1 files changed, 58 insertions, 7 deletions
diff --git a/tensorflow/contrib/tensorrt/resources/trt_allocator.cc b/tensorflow/contrib/tensorrt/resources/trt_allocator.cc
index 9f115990c3..d8f97bfbbc 100644
--- a/tensorflow/contrib/tensorrt/resources/trt_allocator.cc
+++ b/tensorflow/contrib/tensorrt/resources/trt_allocator.cc
@@ -19,12 +19,42 @@ limitations under the License.
 
 #if GOOGLE_CUDA
 #if GOOGLE_TENSORRT
+#include "cuda/include/cuda_runtime_api.h"
+#endif  // GOOGLE_TENSORRT
+#endif  // GOOGLE_CUDA
+
+namespace tensorflow {
+namespace tensorrt {
+
+// std::align is not supported, so this method mimic its behavior.
+void* Align(size_t alignment, size_t size, void*& ptr, size_t& space) {
+  QCHECK_GT(alignment, 0) << "alignment must be greater than 0.";
+  QCHECK_EQ(0, alignment & (alignment - 1)) << "Alignment must be power of 2.";
+  QCHECK_GT(size, 0) << "size must be greater than 0.";
+  QCHECK(ptr) << "ptr must not be nullptr.";
+  QCHECK_GT(space, 0) << "space must be greater than 0.";
+  const uintptr_t ptr_val = reinterpret_cast<uintptr_t>(ptr);
+  QCHECK_GE(ptr_val + space, ptr_val) << "Provided space overflows.";
 
+  if (size > space) return nullptr;
+  const uintptr_t aligned_ptr_val = ((ptr_val + alignment - 1) & -alignment);
+  if (aligned_ptr_val > ptr_val + space - size) return nullptr;
+  ptr = reinterpret_cast<void*>(aligned_ptr_val);
+  const uintptr_t diff = aligned_ptr_val - ptr_val;
+  space -= diff;
+  return ptr;
+}
+
+}  // namespace tensorrt
+}  // namespace tensorflow
+
+#if GOOGLE_CUDA
+#if GOOGLE_TENSORRT
 #if NV_TENSORRT_MAJOR > 2
-#include "cuda/include/cuda_runtime_api.h"
 
 namespace tensorflow {
 namespace tensorrt {
+
 void* TRTCudaAllocator::allocate(uint64_t size, uint64_t alignment,
                                  uint32_t flags) {
   assert((alignment & (alignment - 1)) == 0);  // zero or a power of 2.

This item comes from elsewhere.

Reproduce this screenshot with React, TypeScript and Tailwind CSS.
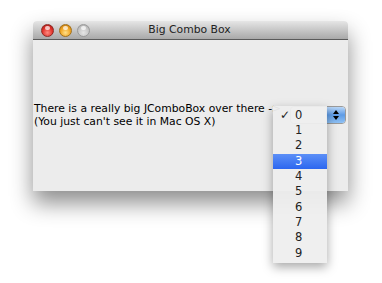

@@ -37,10 +67,23 @@ void TRTCudaAllocator::free(void* memory) { cudaFree(memory); }
 
 void* TRTDeviceAllocator::allocate(uint64_t size, uint64_t alignment,
                                    uint32_t flags) {
+  // WAR for allocator alignment requirement. Certain cuda API calls require GPU
+  // memory with alignemtn to cudaDeviceProp::textureAlignment.
+  // See issue #20856
+  alignment = 512;
   assert((alignment & (alignment - 1)) == 0);  // zero or a power of 2.
-  void* mem = allocator_->AllocateRaw(alignment, size);
-  VLOG(2) << "Allocated " << size << " bytes with alignment " << alignment
-          << " @ " << mem;
+  size_t total_size = size + alignment;
+  void* mem = allocator_->AllocateRaw(alignment, total_size);
+  if (!mem) return nullptr;
+
+  void* alloc_mem = mem;
+  QCHECK(Align(alignment, size, mem, total_size));
+  if (mem != alloc_mem) {
+    QCHECK(mem_map_.insert({mem, alloc_mem}).second);
+  }
+  VLOG(2) << "Allocated " << total_size << " bytes memory @" << alloc_mem
+          << "; aligned to " << size << " bytes @" << mem << " with alignment "
+          << alignment;
   return mem;
 }
 
@@ -51,12 +94,20 @@ TRTDeviceAllocator::TRTDeviceAllocator(tensorflow::Allocator* allocator)
 
 void TRTDeviceAllocator::free(void* memory) {
   VLOG(2) << "Deallocating @ " << memory;
-  allocator_->DeallocateRaw(memory);
+  // allocated memory adjusted for alignment, restore the original pointer
+  if (memory) {
+    auto alloc_mem = mem_map_.find(memory);
+    if (alloc_mem != mem_map_.end()) {
+      memory = alloc_mem->second;
+      mem_map_.erase(alloc_mem->first);
+    }
+    allocator_->DeallocateRaw(memory);
+  }
 }
 
 }  // namespace tensorrt
 }  // namespace tensorflow
 
 #endif
-#endif
-#endif
+#endif  // GOOGLE_TENSORRT
+#endif  // GOOGLE_CUDA